By Cat Morris
We are coming into spice season. Mmmmmm! Cinnamon, nutmeg, and clove come to mind as the weather begins to turn and the days get shorter. Now is a great time to clear out your old herbs and spices so you can start the cool weather season on a fresh, flavorful note.
If you’re like me, you never remember what you have in the cabinet, and often return from the store with a container of herbs or spices as insurance against being left short on a special recipe. I believe we all have that spice we can never recall seeing recently in the cupboard, and that spice, for me, is cinnamon. No matter that I possess pounds of the stuff: I inevitably find myself staring at grocery shelves, wondering, “Am I out of cinnamon?”
Now is the time to officially take inventory and update my holdings. In addition to lots of cinnamon, I admit to owning ancient jars of stuff I’ve barely touched. It hurts to think of tossing something for which I paid a pretty penny, and just possibly might need someday.
The good news is that since I first bought some of those ancient, pricey jars, I have discovered that quality herbs and spices are not expensive. In fact, if you have been buying your herbs and spices from a mainstream grocery store, as I used to; cease and desist: Supermarkets impose scandalously large mark-ups on spices. That .12 ounce jar of McCormick bay leaves that costs $3.99 at your favorite grocery store? The same quantity from a local health food store will set you back a whole 17 cents. Did that get your attention?
Let’s do some math:
As of this writing, McCormick bay leaves at one major grocery store cost $3.99 for a .12 ounce jar, which comes to $33.25 per ounce, or $532 per pound (not that you’d ever need a whole pound of bay leaves).
By contrast, Frontier brand bay leaves from the bulk section at Natural Mercantile of Hamilton cost about $1.21 per ounce, or $19.30 per pound. Yes, that would be a $512.70 price difference from the grocery store for a pound of the same product.
[Incidentally, if you were to actually need a whole pound of bay leaves, Costco sells a one-pound container for a whopping $6.40.]
Would you like another example? Ground cloves are priced between $6-8 dollars per ounce at one major grocery store right now. I found them elsewhere for $.86 per ounce. In a recent comparison shopping exercise, I found that I could replace one-ounce quantities of fifteen common herbs and spices for less than $14 total by buying them outside a supermarket, versus upwards of $60 at the supermarket.

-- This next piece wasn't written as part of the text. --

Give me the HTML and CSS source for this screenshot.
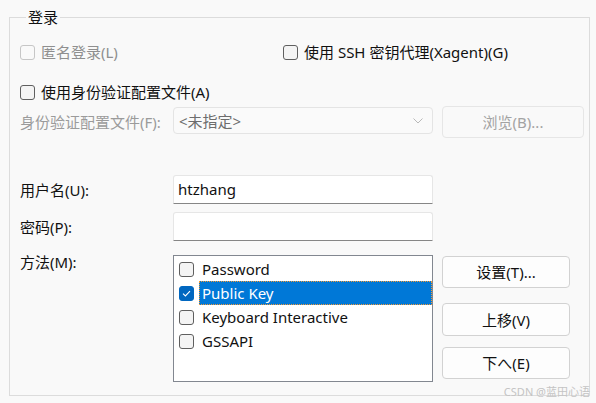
FILE: index.html
```html
<!DOCTYPE html>
<html lang="zh">
<head>
<meta charset="utf-8">
<link rel="stylesheet" href="styles.css">
</head>
<body>
<fieldset class="group">
  <legend class="legend">登录</legend>

  <div class="row row-top">
    <label class="check disabled anon"><span class="box"></span>匿名登录(L)</label>
    <label class="check"><span class="box"></span>使用 SSH 密钥代理(Xagent)(G)</label>
  </div>

  <div class="row row-auth">
    <label class="check"><span class="box"></span>使用身份验证配置文件(A)</label>
  </div>

  <div class="row row-file">
    <span class="lbl disabled">身份验证配置文件(F):</span>
    <div class="combo">
      <span>&lt;未指定&gt;</span>
      <svg class="chev" width="10" height="6" viewBox="0 0 10 6"><path d="M0.5 0.5 L5 5 L9.5 0.5" fill="none" stroke="#b9b9b9" stroke-width="1"/></svg>
    </div>
    <button class="btn btn-browse" disabled>浏览(B)...</button>
  </div>

  <div class="row row-user">
    <span class="lbl">用户名(U):</span>
    <div class="input">htzhang</div>
  </div>

  <div class="row row-pass">
    <span class="lbl">密码(P):</span>
    <div class="input"></div>
  </div>

  <div class="row row-method">
    <span class="lbl lbl-method">方法(M):</span>
    <div class="list">
      <div class="item"><span class="box"></span><span class="itext">Password</span></div>
      <div class="item"><span class="box checked"><svg width="15" height="15" viewBox="0 0 15 15"><path d="M4 7.6 L6.4 10 L11 5.2" fill="none" stroke="#fff" stroke-width="1.1"/></svg></span><span class="itext sel">Public Key</span></div>
      <div class="item"><span class="box"></span><span class="itext">Keyboard Interactive</span></div>
      <div class="item"><span class="box"></span><span class="itext">GSSAPI</span></div>
    </div>
    <div class="btns">
      <button class="btn b1">设置(T)...</button>
      <button class="btn b2">上移(V)</button>
      <button class="btn b3">下へ(E)</button>
    </div>
  </div>
</fieldset>
<div class="watermark">CSDN @蓝田心语</div>
</body>
</html>
```
FILE: styles.css
```css
html, body {
  margin: 0;
  padding: 0;
  background: #f9f9f9;
  width: 596px;
  height: 403px;
  overflow: hidden;
  font-family: "Noto Sans", "Noto Sans CJK SC", sans-serif;
  font-size: 15px;
  color: #111;
}
body { position: relative; }

.group {
  margin: 8px 0 0 9px;
  width: 581px;
  height: 388px;
  padding: 0 0 0 10px;
  border: 1px solid #dcdcdc;
  box-sizing: border-box;
  min-width: 0;
}
.legend {
  margin-left: 6px;
  padding: 0 2px;
  line-height: 18px;
  height: 18px;
  font-size: 15px;
}

.row {
  display: flex;
  align-items: center;
}
.row-top { margin-top: 14px; height: 24px; }
.row-auth { margin-top: 16px; height: 24px; }
.row-file { margin-top: 2px; height: 32px; align-items: flex-start; }
.row-user { margin-top: 37px; height: 29px; }
.row-pass { margin-top: 8px; height: 29px; }
.row-method { margin-top: 11px; align-items: flex-start; }

.check {
  display: flex;
  align-items: center;
  line-height: 20px;
  white-space: nowrap;
}
.check .box { margin-right: 6px; }
.anon { width: 263px; flex: none; }

.box {
  display: inline-block;
  width: 13px;
  height: 13px;
  border: 1px solid #5f5f5f;
  border-radius: 3px;
  background: #f4f4f4;
  flex: none;
}
.disabled { color: #8f8f8f; }
.check.disabled .box { border-color: #c6c6c6; background: #f9f9f9; }

.lbl {
  width: 153px;
  flex: none;
  line-height: 20px;
  white-space: nowrap;
}
.row-file .lbl { margin-top: 6px; color: #9b9b9b; }

.combo {
  margin-top: 1px;
  border: 1px solid #e4e4e4;
  border-radius: 4px;
  background: #fafafa;
  display: flex;
  align-items: center;
  justify-content: space-between;
  padding: 0 9px 0 5px;
  box-sizing: border-box;
  width: 260px;
  height: 27px;
  color: #6d6d6d;
}

.btn {
  font-family: inherit;
  font-size: 15px;
  border: 1px solid #d2d2d2;
  border-radius: 4px;
  background: #fdfdfd;
  color: #111;
  padding: 0;
  height: 32px;
  line-height: 20px;
  box-sizing: border-box;
}
.btn-browse {
  margin-left: 9px;
  width: 142px;
  border-color: #e6e6e6;
  background: #f9f9f9;
  color: #a3a3a3;
}

.input {
  width: 260px;
  height: 29px;
  box-sizing: border-box;
  background: #ffffff;
  border: 1px solid #e6e6e6;
  border-bottom: 1px solid #868686;
  border-radius: 3px 3px 0 0;
  padding: 0 4px;
  line-height: 26px;
  color: #111;
}

.list {
  margin-top: 3px;
  width: 260px;
  height: 127px;
  box-sizing: border-box;
  border: 1px solid #828790;
  background: #fff;
  padding: 1px 0 0 5px;
}
.item {
  display: flex;
  align-items: center;
  height: 24px;
}
.item .box { margin-right: 5px; }
.box.checked {
  background: #0067c0;
  border-color: #0067c0;
}
.box.checked svg { display: block; margin: -1px 0 0 -1px; }
.itext {
  line-height: 22px;
  padding-left: 2px;
  border: 1px solid transparent;
  white-space: nowrap;
}
.itext.sel {
  flex: 1;
  background: #0078d7;
  color: #fff;
  border: 1px dotted #f39a36;
}

.btns {
  display: flex;
  flex-direction: column;
  margin-left: 9px;
  margin-top: 4px;
}
.btns .btn { width: 128px; }
.b2 { margin-top: 15px; height: 33px; }
.b3 { margin-top: 11px; }

.watermark {
  position: absolute;
  right: 6px;
  bottom: 4px;
  font-size: 11px;
  color: #c4c4c4;
  line-height: 14px;
}
```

Another fantastic, and often even less expensive, source for herbs and spices is ethnic food stores. Indian markets, or Mediterranean and Mexican grocers will have large quantities of excellent quality spices for a fraction of the cost at a mainstream grocery store.
Unless it’s a seasoning I use a lot, I prefer to buy herbs and spices from a health food store because I can purchase as little or as much as I like. I am charged only for what I take. If I need a larger quantity, I’ll hit a local ethnic store for high quality spices sold in larger amounts, and store them at home in pint sized mason jars. And of course, if you can use a pound or so of a seasoning (I can’t) warehouse stores such as Costco offer fantastic prices.
How long will your freshly purchased herbs and spices keep? The Virginia Cooperative Extension’s Food Storage Guidelines for Consumers indicates that dried herbs and ground spices will stay fresh at room temperature for six months, or one to two years in the freezer. Whole spices will last 1-2 years at room temperature and 2-3 years in the freezer. (Interestingly, the shelf life of ground mustard is reduced by chilling it, so always keep mustard at room temperature.) If you keep your spices at room temperature, keep them in a dry, dark location. Avoid storing them above your cook top, where their flavor will suffer from heat.
The best way to check the freshness of herbs and spices is to open the container, put some in your hands, and check for strong aroma, taste and color. Seasonings kept longer than recommended won’t hurt you, so don’t fret if your oregano is five years old. It won’t do harm, but it won’t have much taste, either.
I’d love to hear where you find the best bargains on herbs and spices in the area. Email me at Cat.Morris@earthlink.net or visit us online at brleader.com and leave your comment following my column.
In last month’s column I promised an article on extreme frugality. I spoke too soon. My apologies, but I couldn’t resist writing about getting great deals on herbs and spices first, what with holiday cooking right around the corner!